— AIM —
How many lines hold the string "styles"? Give only the number.

— Items from a dataset —
──────────
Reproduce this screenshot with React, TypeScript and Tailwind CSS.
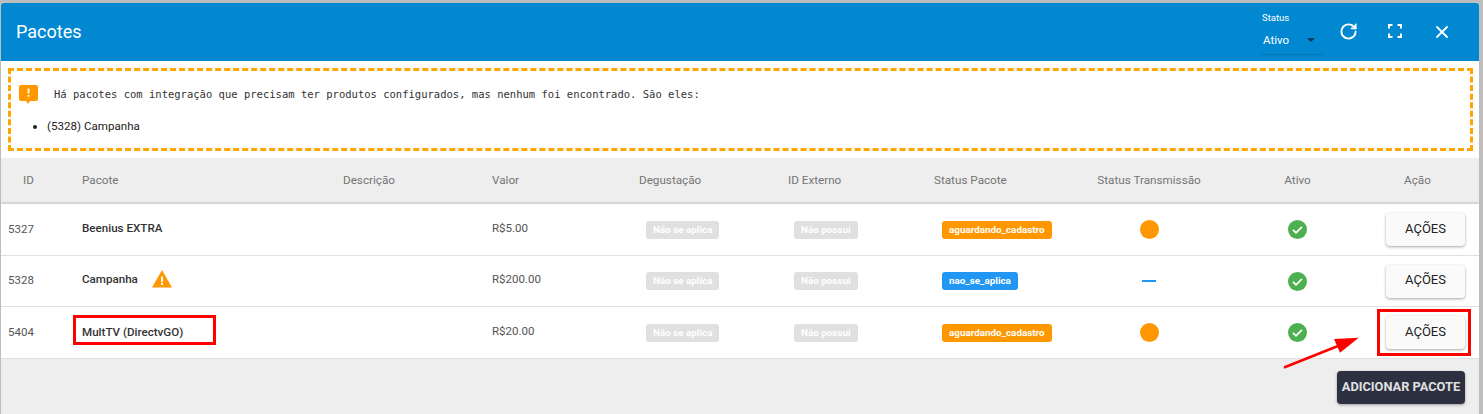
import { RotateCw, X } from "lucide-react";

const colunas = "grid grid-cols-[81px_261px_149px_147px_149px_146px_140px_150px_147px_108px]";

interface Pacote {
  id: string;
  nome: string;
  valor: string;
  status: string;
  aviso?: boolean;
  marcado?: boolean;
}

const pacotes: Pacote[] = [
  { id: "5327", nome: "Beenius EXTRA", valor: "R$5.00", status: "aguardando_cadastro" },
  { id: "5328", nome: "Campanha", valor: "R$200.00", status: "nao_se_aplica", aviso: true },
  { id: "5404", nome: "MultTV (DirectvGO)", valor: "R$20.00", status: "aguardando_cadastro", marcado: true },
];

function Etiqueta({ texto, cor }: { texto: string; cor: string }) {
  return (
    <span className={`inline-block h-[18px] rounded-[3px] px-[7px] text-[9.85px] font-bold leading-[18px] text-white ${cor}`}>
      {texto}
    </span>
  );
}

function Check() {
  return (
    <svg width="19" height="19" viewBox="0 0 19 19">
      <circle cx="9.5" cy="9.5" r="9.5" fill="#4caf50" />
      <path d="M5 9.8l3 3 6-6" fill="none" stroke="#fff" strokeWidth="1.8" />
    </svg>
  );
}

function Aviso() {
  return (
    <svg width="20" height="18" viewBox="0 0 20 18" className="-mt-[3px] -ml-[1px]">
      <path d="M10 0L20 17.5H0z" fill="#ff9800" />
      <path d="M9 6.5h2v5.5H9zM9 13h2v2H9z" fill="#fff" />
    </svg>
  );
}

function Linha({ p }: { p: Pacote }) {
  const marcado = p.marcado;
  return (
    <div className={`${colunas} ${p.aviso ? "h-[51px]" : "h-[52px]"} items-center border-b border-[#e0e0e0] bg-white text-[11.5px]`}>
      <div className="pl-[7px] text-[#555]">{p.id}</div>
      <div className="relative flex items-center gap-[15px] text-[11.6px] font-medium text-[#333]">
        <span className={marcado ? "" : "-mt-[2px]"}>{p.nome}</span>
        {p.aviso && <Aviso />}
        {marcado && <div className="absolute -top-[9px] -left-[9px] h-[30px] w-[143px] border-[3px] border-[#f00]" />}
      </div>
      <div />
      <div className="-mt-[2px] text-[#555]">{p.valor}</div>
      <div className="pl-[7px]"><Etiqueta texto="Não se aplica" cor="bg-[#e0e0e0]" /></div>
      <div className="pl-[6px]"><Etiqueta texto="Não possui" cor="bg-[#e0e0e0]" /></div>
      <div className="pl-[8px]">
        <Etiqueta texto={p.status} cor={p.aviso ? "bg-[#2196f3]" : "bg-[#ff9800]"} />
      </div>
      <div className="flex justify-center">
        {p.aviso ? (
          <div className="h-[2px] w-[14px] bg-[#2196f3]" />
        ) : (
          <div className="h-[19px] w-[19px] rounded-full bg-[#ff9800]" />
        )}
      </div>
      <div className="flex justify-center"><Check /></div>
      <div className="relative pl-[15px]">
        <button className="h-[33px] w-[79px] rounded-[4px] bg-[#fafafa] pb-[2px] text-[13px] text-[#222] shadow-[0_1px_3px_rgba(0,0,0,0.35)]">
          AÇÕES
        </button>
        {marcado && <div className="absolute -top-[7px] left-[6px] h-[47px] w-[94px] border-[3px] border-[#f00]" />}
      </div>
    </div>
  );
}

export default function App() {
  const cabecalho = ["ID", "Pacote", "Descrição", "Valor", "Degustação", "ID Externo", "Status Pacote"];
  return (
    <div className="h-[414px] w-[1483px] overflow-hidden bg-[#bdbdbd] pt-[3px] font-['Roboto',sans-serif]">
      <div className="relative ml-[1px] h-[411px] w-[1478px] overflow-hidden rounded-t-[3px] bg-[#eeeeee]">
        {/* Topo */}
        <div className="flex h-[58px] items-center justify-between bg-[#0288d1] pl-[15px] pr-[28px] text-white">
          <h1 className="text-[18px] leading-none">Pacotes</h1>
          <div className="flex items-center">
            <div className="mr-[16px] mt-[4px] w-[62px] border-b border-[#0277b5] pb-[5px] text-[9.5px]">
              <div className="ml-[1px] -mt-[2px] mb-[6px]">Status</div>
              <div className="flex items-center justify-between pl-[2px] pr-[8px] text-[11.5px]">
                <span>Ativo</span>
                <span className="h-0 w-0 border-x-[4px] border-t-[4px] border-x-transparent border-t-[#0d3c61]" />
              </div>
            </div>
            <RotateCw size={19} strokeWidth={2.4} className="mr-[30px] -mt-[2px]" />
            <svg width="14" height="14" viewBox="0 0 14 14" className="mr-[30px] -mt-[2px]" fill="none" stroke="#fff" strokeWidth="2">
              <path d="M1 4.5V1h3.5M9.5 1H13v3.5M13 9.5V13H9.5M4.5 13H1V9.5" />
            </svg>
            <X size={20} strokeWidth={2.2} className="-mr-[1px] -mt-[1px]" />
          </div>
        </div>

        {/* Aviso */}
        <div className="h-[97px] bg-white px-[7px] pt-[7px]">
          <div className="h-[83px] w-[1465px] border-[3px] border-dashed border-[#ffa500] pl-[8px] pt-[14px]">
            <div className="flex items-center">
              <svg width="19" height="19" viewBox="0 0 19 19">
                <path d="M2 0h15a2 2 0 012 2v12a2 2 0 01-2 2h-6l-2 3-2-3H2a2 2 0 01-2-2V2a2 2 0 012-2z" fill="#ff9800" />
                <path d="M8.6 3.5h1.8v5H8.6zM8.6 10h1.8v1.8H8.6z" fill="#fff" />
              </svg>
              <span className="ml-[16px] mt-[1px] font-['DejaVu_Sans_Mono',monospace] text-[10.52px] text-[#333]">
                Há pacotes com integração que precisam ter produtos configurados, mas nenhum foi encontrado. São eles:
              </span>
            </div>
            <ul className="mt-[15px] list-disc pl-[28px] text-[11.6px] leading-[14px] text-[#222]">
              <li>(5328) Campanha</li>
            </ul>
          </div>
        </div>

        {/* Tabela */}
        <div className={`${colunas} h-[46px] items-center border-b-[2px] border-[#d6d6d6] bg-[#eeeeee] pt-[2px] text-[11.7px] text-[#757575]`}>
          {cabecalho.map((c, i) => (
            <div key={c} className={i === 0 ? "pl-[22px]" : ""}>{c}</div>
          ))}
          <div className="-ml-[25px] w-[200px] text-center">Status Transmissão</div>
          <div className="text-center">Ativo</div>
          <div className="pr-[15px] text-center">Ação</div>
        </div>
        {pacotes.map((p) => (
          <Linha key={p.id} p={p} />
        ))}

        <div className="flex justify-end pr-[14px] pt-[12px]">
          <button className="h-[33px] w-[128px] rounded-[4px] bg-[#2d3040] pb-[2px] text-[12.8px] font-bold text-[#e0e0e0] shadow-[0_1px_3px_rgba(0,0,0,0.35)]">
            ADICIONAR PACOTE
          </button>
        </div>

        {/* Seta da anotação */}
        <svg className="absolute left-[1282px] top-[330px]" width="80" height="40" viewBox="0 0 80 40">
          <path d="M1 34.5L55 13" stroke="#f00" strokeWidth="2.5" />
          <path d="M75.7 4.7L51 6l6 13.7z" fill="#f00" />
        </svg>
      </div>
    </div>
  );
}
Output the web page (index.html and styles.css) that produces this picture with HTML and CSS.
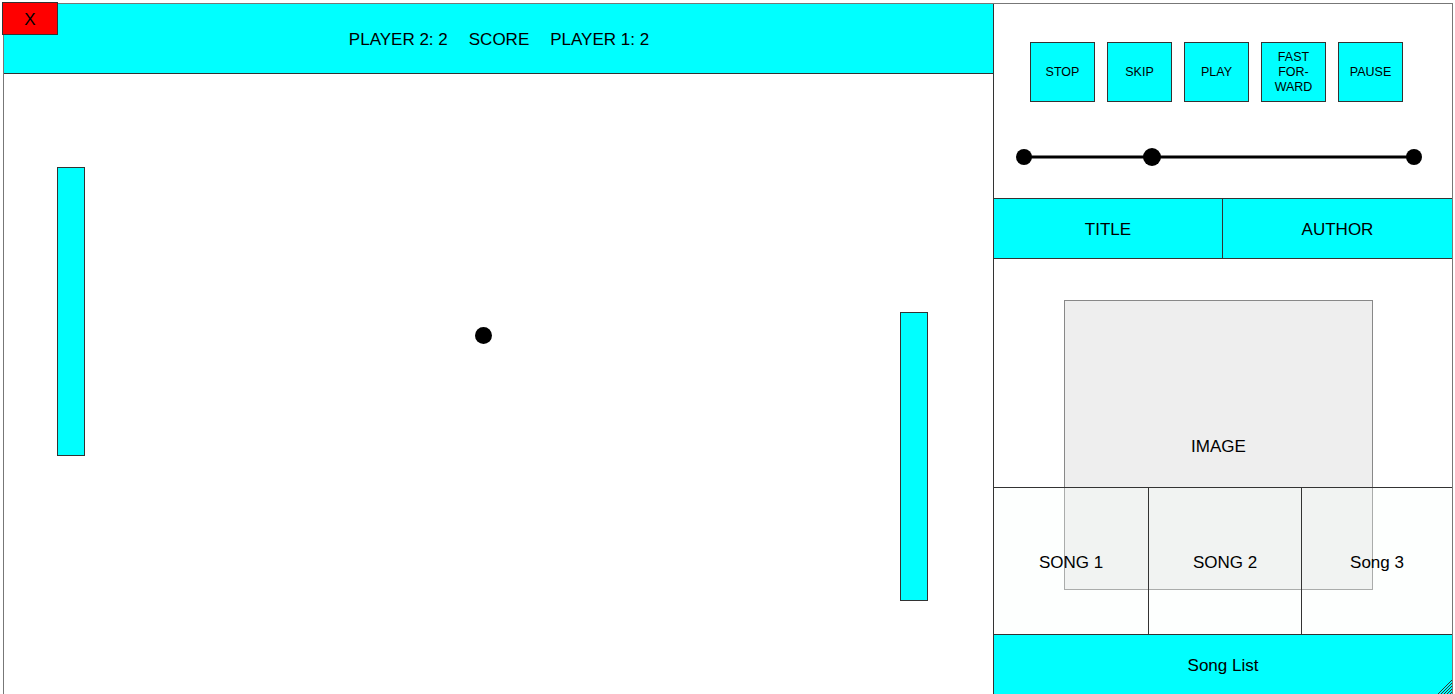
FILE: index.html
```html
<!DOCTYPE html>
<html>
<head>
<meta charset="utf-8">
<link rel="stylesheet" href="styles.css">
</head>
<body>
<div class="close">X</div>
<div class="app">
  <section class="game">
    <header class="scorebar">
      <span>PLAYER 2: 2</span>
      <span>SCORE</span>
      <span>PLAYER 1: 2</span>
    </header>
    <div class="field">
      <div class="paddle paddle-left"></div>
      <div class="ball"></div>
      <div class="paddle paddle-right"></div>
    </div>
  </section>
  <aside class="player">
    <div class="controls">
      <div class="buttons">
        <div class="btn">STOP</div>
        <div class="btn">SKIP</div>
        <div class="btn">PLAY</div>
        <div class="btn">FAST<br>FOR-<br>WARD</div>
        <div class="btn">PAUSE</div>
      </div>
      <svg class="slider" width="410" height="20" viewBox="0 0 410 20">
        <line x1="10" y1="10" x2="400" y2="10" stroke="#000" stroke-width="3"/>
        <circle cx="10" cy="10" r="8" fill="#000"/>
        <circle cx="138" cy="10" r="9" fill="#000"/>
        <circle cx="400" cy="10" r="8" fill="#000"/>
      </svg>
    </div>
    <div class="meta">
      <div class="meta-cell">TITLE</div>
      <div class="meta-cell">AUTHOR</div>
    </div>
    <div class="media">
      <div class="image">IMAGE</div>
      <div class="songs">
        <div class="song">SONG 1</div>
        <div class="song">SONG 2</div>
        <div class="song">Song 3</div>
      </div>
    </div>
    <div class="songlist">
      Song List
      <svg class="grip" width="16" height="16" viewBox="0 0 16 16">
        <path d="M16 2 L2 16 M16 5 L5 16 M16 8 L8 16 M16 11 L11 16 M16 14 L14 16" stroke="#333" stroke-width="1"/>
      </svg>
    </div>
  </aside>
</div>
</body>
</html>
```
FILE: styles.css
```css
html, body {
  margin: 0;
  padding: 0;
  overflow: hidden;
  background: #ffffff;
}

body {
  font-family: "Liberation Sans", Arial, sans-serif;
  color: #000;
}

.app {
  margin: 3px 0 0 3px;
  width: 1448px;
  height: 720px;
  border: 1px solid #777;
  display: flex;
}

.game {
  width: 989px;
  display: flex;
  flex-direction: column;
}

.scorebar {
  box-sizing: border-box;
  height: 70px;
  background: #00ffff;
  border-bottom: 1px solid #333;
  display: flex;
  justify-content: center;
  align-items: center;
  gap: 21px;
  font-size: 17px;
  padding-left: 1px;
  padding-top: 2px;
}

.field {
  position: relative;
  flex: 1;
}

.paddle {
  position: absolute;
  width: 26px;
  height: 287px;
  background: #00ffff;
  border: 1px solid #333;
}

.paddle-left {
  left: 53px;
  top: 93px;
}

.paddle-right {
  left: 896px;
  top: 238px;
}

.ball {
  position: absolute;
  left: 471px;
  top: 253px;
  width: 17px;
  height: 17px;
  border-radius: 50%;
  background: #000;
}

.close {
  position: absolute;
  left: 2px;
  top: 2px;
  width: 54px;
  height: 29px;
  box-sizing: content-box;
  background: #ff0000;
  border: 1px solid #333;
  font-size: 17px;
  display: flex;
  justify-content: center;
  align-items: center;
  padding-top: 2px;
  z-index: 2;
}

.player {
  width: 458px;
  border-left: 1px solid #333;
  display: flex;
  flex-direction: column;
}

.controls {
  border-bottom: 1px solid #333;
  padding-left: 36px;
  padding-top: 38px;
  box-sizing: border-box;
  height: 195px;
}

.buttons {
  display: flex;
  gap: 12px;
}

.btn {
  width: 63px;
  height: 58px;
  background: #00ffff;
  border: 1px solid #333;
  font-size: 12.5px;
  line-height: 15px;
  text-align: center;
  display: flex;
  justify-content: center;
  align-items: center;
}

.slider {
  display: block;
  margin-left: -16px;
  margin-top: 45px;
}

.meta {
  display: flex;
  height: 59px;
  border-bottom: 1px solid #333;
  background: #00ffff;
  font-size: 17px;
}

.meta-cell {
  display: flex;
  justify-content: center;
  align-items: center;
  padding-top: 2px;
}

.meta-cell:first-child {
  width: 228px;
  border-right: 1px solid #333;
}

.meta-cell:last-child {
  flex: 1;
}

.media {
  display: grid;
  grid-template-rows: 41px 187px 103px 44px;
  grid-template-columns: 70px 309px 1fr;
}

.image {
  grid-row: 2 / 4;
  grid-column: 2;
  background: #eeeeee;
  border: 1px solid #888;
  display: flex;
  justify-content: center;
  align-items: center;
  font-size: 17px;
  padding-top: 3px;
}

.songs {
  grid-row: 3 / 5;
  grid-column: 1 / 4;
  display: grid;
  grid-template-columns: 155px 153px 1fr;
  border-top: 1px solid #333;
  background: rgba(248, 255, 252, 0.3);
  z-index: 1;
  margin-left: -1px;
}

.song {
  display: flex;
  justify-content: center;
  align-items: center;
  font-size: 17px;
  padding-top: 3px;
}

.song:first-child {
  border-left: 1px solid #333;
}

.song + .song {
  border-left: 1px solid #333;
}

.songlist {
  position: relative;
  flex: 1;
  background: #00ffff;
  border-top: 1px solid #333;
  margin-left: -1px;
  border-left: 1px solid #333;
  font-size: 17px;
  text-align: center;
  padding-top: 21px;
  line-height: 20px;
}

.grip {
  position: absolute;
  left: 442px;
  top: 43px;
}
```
──────────
— THE RESPONSE —
3